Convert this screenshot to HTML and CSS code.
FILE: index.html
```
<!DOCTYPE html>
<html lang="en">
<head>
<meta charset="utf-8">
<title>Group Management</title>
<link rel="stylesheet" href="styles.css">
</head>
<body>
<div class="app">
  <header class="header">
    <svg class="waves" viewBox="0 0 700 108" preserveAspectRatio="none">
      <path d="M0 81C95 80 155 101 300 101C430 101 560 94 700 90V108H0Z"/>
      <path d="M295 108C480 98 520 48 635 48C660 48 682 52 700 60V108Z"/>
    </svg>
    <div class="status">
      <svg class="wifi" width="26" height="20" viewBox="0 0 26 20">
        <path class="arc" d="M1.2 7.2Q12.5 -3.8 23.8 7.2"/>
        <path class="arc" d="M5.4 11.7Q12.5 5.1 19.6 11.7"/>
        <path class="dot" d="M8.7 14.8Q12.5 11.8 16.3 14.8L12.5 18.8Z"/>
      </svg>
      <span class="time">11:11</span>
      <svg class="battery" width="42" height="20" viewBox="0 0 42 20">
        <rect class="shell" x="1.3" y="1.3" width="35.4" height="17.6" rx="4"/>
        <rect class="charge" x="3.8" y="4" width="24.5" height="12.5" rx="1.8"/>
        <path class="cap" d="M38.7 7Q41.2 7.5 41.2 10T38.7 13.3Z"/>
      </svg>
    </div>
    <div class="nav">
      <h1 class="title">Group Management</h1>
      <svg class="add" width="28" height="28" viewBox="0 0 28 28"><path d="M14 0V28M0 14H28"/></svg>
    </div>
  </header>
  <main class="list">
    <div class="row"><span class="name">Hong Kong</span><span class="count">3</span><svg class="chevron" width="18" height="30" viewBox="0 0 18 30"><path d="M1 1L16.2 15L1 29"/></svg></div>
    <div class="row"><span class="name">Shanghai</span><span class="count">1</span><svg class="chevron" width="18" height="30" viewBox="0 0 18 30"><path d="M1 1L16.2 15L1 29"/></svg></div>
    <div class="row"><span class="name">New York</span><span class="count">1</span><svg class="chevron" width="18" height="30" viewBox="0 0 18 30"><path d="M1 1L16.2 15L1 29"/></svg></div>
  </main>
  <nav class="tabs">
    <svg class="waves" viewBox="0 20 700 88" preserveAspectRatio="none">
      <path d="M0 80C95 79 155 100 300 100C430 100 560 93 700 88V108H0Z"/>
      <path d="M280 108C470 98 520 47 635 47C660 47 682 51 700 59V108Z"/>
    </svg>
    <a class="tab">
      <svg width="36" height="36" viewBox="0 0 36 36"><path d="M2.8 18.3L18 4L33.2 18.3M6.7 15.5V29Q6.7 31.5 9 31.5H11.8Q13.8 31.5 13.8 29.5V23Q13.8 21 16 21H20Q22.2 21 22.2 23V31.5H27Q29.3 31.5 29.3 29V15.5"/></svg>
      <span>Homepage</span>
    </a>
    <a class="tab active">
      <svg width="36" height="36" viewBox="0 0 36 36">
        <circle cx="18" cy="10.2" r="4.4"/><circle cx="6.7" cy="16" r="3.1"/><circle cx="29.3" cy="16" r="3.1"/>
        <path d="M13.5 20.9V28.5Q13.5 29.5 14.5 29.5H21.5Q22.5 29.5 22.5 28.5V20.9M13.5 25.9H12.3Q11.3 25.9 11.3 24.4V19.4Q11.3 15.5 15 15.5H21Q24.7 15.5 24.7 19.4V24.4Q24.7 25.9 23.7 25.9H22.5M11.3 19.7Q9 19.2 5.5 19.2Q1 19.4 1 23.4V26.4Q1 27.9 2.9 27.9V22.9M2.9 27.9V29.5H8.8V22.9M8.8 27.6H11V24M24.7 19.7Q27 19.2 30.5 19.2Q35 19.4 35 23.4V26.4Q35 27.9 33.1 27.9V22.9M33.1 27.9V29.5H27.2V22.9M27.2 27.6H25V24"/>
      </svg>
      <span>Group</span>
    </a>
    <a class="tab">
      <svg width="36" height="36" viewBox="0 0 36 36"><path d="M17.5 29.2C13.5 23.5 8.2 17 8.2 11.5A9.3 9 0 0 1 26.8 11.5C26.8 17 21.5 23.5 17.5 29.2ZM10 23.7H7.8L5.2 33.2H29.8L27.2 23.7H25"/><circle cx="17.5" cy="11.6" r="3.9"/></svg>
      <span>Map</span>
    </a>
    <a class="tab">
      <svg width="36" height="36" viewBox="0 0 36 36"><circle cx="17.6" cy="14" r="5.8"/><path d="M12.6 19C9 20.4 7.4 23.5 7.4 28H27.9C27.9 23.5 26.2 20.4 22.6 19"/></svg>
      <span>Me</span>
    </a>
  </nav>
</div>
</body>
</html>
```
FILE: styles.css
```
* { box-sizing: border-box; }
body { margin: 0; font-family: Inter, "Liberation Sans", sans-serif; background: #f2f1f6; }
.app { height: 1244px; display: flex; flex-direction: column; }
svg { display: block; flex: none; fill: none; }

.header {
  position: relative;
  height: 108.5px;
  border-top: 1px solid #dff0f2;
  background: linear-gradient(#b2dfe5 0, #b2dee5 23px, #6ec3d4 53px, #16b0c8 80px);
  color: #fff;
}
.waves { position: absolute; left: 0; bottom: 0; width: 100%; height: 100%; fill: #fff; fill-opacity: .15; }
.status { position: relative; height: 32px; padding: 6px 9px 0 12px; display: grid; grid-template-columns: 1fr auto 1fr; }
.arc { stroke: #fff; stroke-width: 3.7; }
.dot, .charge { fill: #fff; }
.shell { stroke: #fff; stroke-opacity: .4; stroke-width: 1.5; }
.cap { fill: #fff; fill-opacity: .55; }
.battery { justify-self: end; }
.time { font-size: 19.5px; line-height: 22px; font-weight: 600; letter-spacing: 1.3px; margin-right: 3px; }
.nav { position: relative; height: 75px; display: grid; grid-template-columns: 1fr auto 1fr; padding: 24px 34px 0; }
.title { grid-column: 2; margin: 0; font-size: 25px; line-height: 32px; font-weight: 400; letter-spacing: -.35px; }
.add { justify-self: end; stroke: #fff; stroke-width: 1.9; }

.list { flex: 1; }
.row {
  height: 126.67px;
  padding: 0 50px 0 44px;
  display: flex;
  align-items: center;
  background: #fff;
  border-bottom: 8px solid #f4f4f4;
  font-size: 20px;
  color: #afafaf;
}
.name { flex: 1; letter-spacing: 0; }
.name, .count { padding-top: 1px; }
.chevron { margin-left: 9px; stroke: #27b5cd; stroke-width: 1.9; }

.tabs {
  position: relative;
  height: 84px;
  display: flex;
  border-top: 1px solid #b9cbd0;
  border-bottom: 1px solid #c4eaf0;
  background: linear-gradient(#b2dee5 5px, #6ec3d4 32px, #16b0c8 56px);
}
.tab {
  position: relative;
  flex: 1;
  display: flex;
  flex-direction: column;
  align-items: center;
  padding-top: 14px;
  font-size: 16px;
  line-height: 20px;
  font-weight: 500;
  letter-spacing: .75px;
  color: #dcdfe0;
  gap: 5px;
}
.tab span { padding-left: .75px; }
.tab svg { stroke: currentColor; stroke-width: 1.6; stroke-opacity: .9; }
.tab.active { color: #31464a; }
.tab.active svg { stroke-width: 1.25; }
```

---*---

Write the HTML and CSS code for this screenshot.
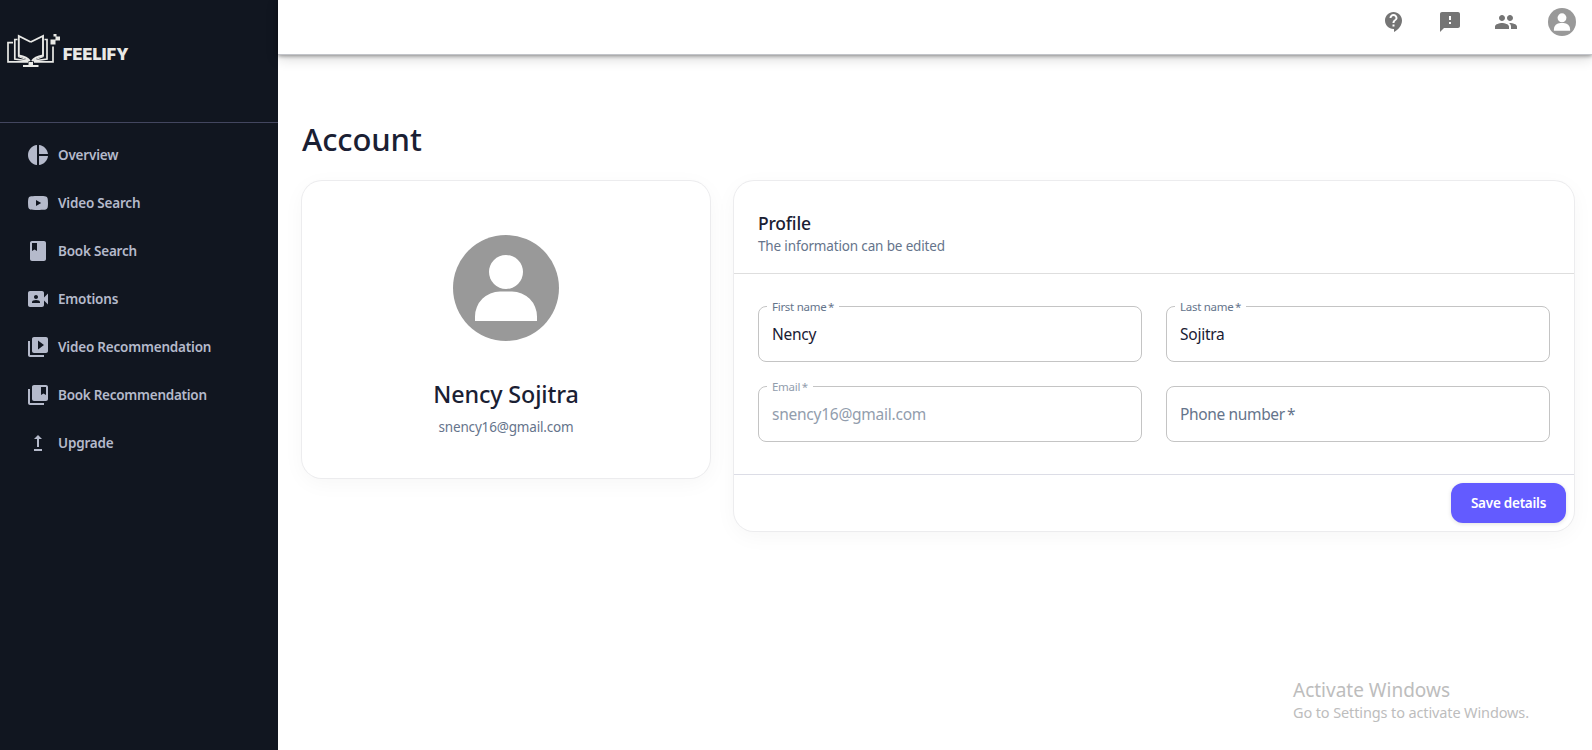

---*---

▶ YOUR TASK
Find every line with the word "screenshot" and state how many there are, with no other words.

▶ TASK RESULT
2